ALICE HERDAN-ZUCKMAYER (1901-1991), austríaca de origen judío, conoció a su marido, el reputado escritor y guionista alemán Carl Zuckmayer, cuando trabajaba como actriz y secretaria en Berlín.
Corrían los locos años veinte. Carl empieza a tener verdadero éxito como autor teatral -escribe el guión de «El ángel azul», la famosa película basada en una novela de Heinrich Mann y popularizada por la actriz Marlene Dietrich- y son ya asiduos al círculo intelectual vienés, en donde hacen amistad con Bertolt Brecht, Stefan Zweig o Alma Mahler entre otros. Sin embargo, esa vida, esa sociedad sufrió un auténtico revés con el ascenso de Hitler al poder. Como tantos otros, el matrimonio Zuckmayer, perseguido por el nazismo, tuvieron que huir de su país, en este caso a Vermont (Estados Unidos), y más concretamente a una granja en las Green Mountains, donde la nieve los aislaba durante seis meses al año.
De los cabarets berlineses al cuidado de patos, gansos y gallinas; de los estrenos teatrales a la vida entre cabras, cerdos y osos, estas páginas edificantes (nunca mejor dicho) hablan más del estiércol, de la luna entre las cumbres o de las ratas invasoras que del glamour de entreguerras. Sin embargo, el anhelo de cultura es tan importante en ellas como el anhelo de cultivo (hermosa etimología, tan vecina, de ambas palabras).
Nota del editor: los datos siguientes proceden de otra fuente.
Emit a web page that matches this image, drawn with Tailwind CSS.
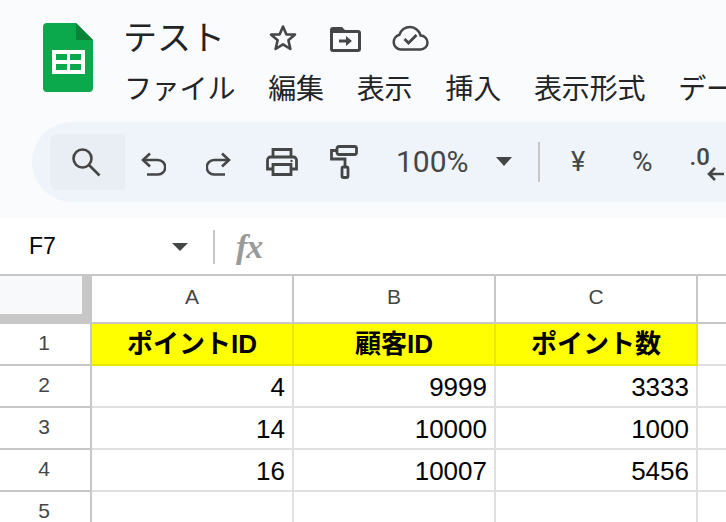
<!DOCTYPE html>
<html lang="ja">
<head>
    <meta charset="UTF-8">
    <title>テスト</title>
    <script src="https://cdn.jsdelivr.net/npm/@tailwindcss/browser@4"></script>
</head>
<body class="w-[726px] h-[522px] overflow-hidden bg-white font-['Liberation_Sans','Noto_Sans_CJK_JP',sans-serif]">
    <!-- Header -->
    <header class="h-[218px] bg-[#f9fbfd] overflow-hidden">
        <div class="flex h-[122px] pl-[43px]">
            <!-- Sheets logo -->
            <svg class="mt-[23px] w-[50px] h-[69px] shrink-0" viewBox="0 0 50 69">
                <path fill="#0ba94c" d="M4 0H33L50 17V65a4 4 0 0 1-4 4H4a4 4 0 0 1-4-4V4a4 4 0 0 1 4-4z"/>
                <path fill="#0a8238" d="M33 0L50 17H33z"/>
                <path fill="#ffffff" d="M9 27H42V51H9z"/>
                <path fill="#0ba94c" d="M13 31H24V37H13zM27 31H38V37H27zM13 41H24V47H13zM27 41H38V47H27z"/>
            </svg>
            <div class="ml-[31px] font-['Noto_Sans_CJK_JP',sans-serif] text-[#222426]">
                <div class="flex items-center h-[72px]">
                    <span class="text-[34px] leading-none w-[145px] -mt-[1px] -ml-[1px] mr-[1px]">テスト</span>
                    <svg class="w-[30px] h-[30px] mt-[4px] -ml-[1px]" viewBox="0 0 30 30" fill="none" stroke="#444746" stroke-width="2.6" stroke-linejoin="round"><path d="M15 3.5l3.4 8h8.6l-6.6 5.8 2 8.700L15 21.300l-7.400 4.700 2-8.700L3 11.500h8.600z"/></svg>
                    <svg class="ml-[32px] w-[31px] h-[26px] mt-[5px]" viewBox="0 0 31 26"><path fill="#444746" fill-rule="evenodd" d="M3 1h9l3 3h13a3 3 0 0 1 3 3v16a3 3 0 0 1-3 3H3a3 3 0 0 1-3-3V4a3 3 0 0 1 3-3zM3 7v16h25V7z"/><path fill="#444746" d="M9 13.500h7v-3.500l6 5-6 5v-3.500H9z"/></svg>
                    <svg class="ml-[31px] w-[37px] h-[26px] mt-[3px]" viewBox="0 0 37 26" fill="none" stroke="#444746" stroke-width="2.500"><path d="M9 24.500a7.500 7.500 0 0 1-1.500-14.800A11 11 0 0 1 18 2a11 11 0 0 1 10.500 8.500A7 7 0 0 1 28.500 24.500z"/><path stroke-width="2.800" d="M12.500 14l4 4 8-8"/></svg>
                </div>
                <nav class="flex text-[28px] leading-none gap-[33px] whitespace-nowrap mt-[1px] tracking-[-0.2px]">
                    <span>ファイル</span><span>編集</span><span>表示</span><span>挿入</span><span>表示形式</span><span>データ</span>
                </nav>
            </div>
        </div>
        <!-- Toolbar -->
        <div class="ml-[32px] h-[80px] w-[760px] rounded-l-[40px] bg-[#eff3fa] flex items-center pl-[18px]">
            <div class="w-[75px] h-[56px] bg-[#e9edf4] rounded-l-[8px] flex justify-center pt-[13px] pr-[4px] shrink-0">
                <svg class="w-[30px] h-[30px]" viewBox="0 0 30 30" fill="none" stroke="#444746" stroke-width="2.600"><circle cx="11.500" cy="11.500" r="9"/><path d="M18 18l10.500 10.500"/></svg>
            </div>
            <svg class="ml-[15px] mt-[4px] w-[26px] h-[24px] shrink-0" viewBox="0 0 26 24" fill="none" stroke="#444746" stroke-width="2.600"><path d="M10 1.500L3 8l7 6.500"/><path d="M3 8h15a5.500 5.500 0 0 1 0 14.500H7"/></svg>
            <svg class="ml-[40px] mt-[4px] w-[26px] h-[24px] shrink-0" viewBox="0 0 26 24" fill="none" stroke="#444746" stroke-width="2.600"><path d="M16 1.500L23 8l-7 6.500"/><path d="M23 8H8a5.500 5.500 0 0 0 0 14.500h11"/></svg>
            <svg class="ml-[34px] -mt-[1px] w-[32px] h-[28px] shrink-0" viewBox="0 0 32 28" fill="none" stroke="#444746" stroke-width="2.800"><path d="M7 9V1.500h18V9"/><path d="M7 21H1.500V12a3 3 0 0 1 3-3h23a3 3 0 0 1 3 3v9H25"/><path d="M7 16.500h18v10H7z"/><circle cx="25.500" cy="13" r="1.200" fill="#444746" stroke="none"/></svg>
            <svg class="ml-[32px] -mt-[1px] w-[28px] h-[34px] shrink-0" viewBox="0 0 28 34" fill="none" stroke="#444746" stroke-width="2.800"><rect x="7" y="1.500" width="19.500" height="8" rx="2"/><path d="M7 5.500H1.500V14H15v8"/><rect x="12" y="22" width="6" height="10.500" rx="1.500"/></svg>
            <span class="ml-[38px] w-[100px] text-[30px] leading-none font-['Roboto',sans-serif] text-[#444746] shrink-0">100%</span>
            <span class="w-0 h-0 border-x-[8px] border-t-[9px] border-x-transparent border-t-[#444746] -mt-[1px] shrink-0"></span>
            <span class="ml-[26px] w-[2px] h-[40px] bg-[#c7c7c7] shrink-0"></span>
            <span class="ml-[31px] w-[18px] text-[27px] leading-none text-[#444746] font-['Roboto',sans-serif] shrink-0">¥</span>
            <span class="ml-[43px] text-[28px] leading-none text-[#444746] font-['Roboto',sans-serif] shrink-0">%</span>
            <div class="relative ml-[37px] w-[40px] h-[40px] shrink-0 text-[#444746]">
                <span class="absolute left-0 top-[3px] text-[24px] leading-none font-medium font-['Roboto',sans-serif]">.0</span>
                <svg class="absolute left-[17px] top-[25px] w-[17px] h-[14px]" viewBox="0 0 17 14" fill="none" stroke="#444746" stroke-width="2.600"><path d="M17 7H2M8 1L2 7l6 6"/></svg>
            </div>
        </div>
    </header>

    <!-- Formula bar -->
    <div class="h-[56px] flex items-center bg-white pt-[1px]">
        <span class="ml-[29px] w-[143px] text-[23px] leading-none text-black">F7</span>
        <span class="w-0 h-0 border-x-[8px] border-t-[8px] border-x-transparent border-t-[#444746] shrink-0"></span>
        <span class="ml-[25px] w-[2px] h-[34px] bg-[#c7c7c7]"></span>
        <span class="ml-[21px] text-[34px] leading-none italic font-bold text-[#9a9a9a] font-['Liberation_Serif',serif] tracking-[-1px]">fx</span>
    </div>

    <!-- Grid -->
    <div class="grid grid-cols-[92px_202px_202px_202px_28px] grid-rows-[48px_42px_42px_42px_42px_42px] text-[26px] text-black border-t-2 border-[#c7c7c7]">
        <!-- Column headers -->
        <div class="bg-[#c7c7c7] pr-[8px] pb-[10px] border-r-2 border-[#c7c7c7]"><div class="h-full bg-[#f8f9fa]"></div></div>
        <div class="flex items-center justify-center pb-[4px] text-[21px] text-[#444746] border-r-2 border-b-2 border-[#c7c7c7]">A</div>
        <div class="flex items-center justify-center pb-[4px] text-[21px] text-[#444746] border-r-2 border-b-2 border-[#c7c7c7]">B</div>
        <div class="flex items-center justify-center pb-[4px] text-[21px] text-[#444746] border-r-2 border-b-2 border-[#c7c7c7]">C</div>
        <div class="border-b-2 border-[#c7c7c7]"></div>

        <!-- Row 1 -->
        <div class="flex items-center justify-center text-[21px] text-[#444746] border-r-2 border-b-2 border-[#c7c7c7] pr-[2px] pb-[3px]">1</div>
        <div class="flex items-center justify-center bg-[#ffff00] border-r-2 border-b-2 border-r-[#e8e800] border-b-[#e8e800] font-bold">ポイントID</div>
        <div class="flex items-center justify-center bg-[#ffff00] border-r-2 border-b-2 border-r-[#e8e800] border-b-[#e8e800] font-bold">顧客ID</div>
        <div class="flex items-center justify-center bg-[#ffff00] border-r-2 border-b-2 border-r-[#e8e800] border-b-[#e8e800] font-bold">ポイント数</div>
        <div class="border-b-2 border-[#e0e0e0]"></div>

        <!-- Row 2 -->
        <div class="flex items-center justify-center text-[21px] text-[#444746] border-r-2 border-b-2 border-[#c7c7c7] pr-[2px] pb-[3px]">2</div>
        <div class="flex items-center justify-end pr-[7px] pt-[3px] border-r-2 border-b-2 border-[#e0e0e0]">4</div>
        <div class="flex items-center justify-end pr-[7px] pt-[3px] border-r-2 border-b-2 border-[#e0e0e0]">9999</div>
        <div class="flex items-center justify-end pr-[7px] pt-[3px] border-r-2 border-b-2 border-[#e0e0e0]">3333</div>
        <div class="border-b-2 border-[#e0e0e0]"></div>

        <!-- Row 3 -->
        <div class="flex items-center justify-center text-[21px] text-[#444746] border-r-2 border-b-2 border-[#c7c7c7] pr-[2px] pb-[3px]">3</div>
        <div class="flex items-center justify-end pr-[7px] pt-[3px] border-r-2 border-b-2 border-[#e0e0e0]">14</div>
        <div class="flex items-center justify-end pr-[7px] pt-[3px] border-r-2 border-b-2 border-[#e0e0e0]">10000</div>
        <div class="flex items-center justify-end pr-[7px] pt-[3px] border-r-2 border-b-2 border-[#e0e0e0]">1000</div>
        <div class="border-b-2 border-[#e0e0e0]"></div>

        <!-- Row 4 -->
        <div class="flex items-center justify-center text-[21px] text-[#444746] border-r-2 border-b-2 border-[#c7c7c7] pr-[2px] pb-[3px]">4</div>
        <div class="flex items-center justify-end pr-[7px] pt-[3px] border-r-2 border-b-2 border-[#e0e0e0]">16</div>
        <div class="flex items-center justify-end pr-[7px] pt-[3px] border-r-2 border-b-2 border-[#e0e0e0]">10007</div>
        <div class="flex items-center justify-end pr-[7px] pt-[3px] border-r-2 border-b-2 border-[#e0e0e0]">5456</div>
        <div class="border-b-2 border-[#e0e0e0]"></div>

        <!-- Row 5 -->
        <div class="flex items-center justify-center text-[21px] text-[#444746] border-r-2 border-b-2 border-[#c7c7c7] pr-[2px] pb-[3px]">5</div>
        <div class="border-r-2 border-b-2 border-[#e0e0e0]"></div>
        <div class="border-r-2 border-b-2 border-[#e0e0e0]"></div>
        <div class="border-r-2 border-b-2 border-[#e0e0e0]"></div>
        <div class="border-b-2 border-[#e0e0e0]"></div>
    </div>
</body>
</html>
Más que de una obra con pretensiones literarias, «UNA GRANJA EN LAS GREEN MOUNTAINS» es un testimonío de valentía y fortaleza sobre cómo dos intelectuales, acostumbrados a vivir sin ensuciarse las manos, empezaron de cero en unas condiciones adversas y aprendieron a sobrevivir en la naturaleza -a pesar de los obstáculos, a pesar de la añoranza por Europa y su cultura- a base de mucho, mucho esfuerzo. ALICE nos lo cuenta, además, con humor, sin recrearse en las renuncias y sin autocompasión, riéndose de sí misma por las meteduras de pata en su adaptación a la montaña.
Desde la perspectiva actual, en esta sociedad de la inmediatez y la sobreinformación, las vivencias de los Zuckmayer resultan, sin duda, «inspiradoras»: una demostración de empeño, disciplina y paciencia cuando las cosas eran mucho más complicadas que en el presente y los pequeños progresos se valoraban más. Por lo demás, una lectura agradable, por su tono ameno y optimista y por el valor histórico del testimonio.
«La granja, nos dice la autora, es a la vez un refugio literal y un refugio metafórico, donde la locura y la brutalidad de un mundo trastornado no pueden tocarnos, porque estamos lejos de todo, dependemos de nosotros mismos y estamos profundamente comprometidos con nuestras responsabilidades. Nuestro trabajo es nuestro tesoro, el paisaje es nuestro hogar».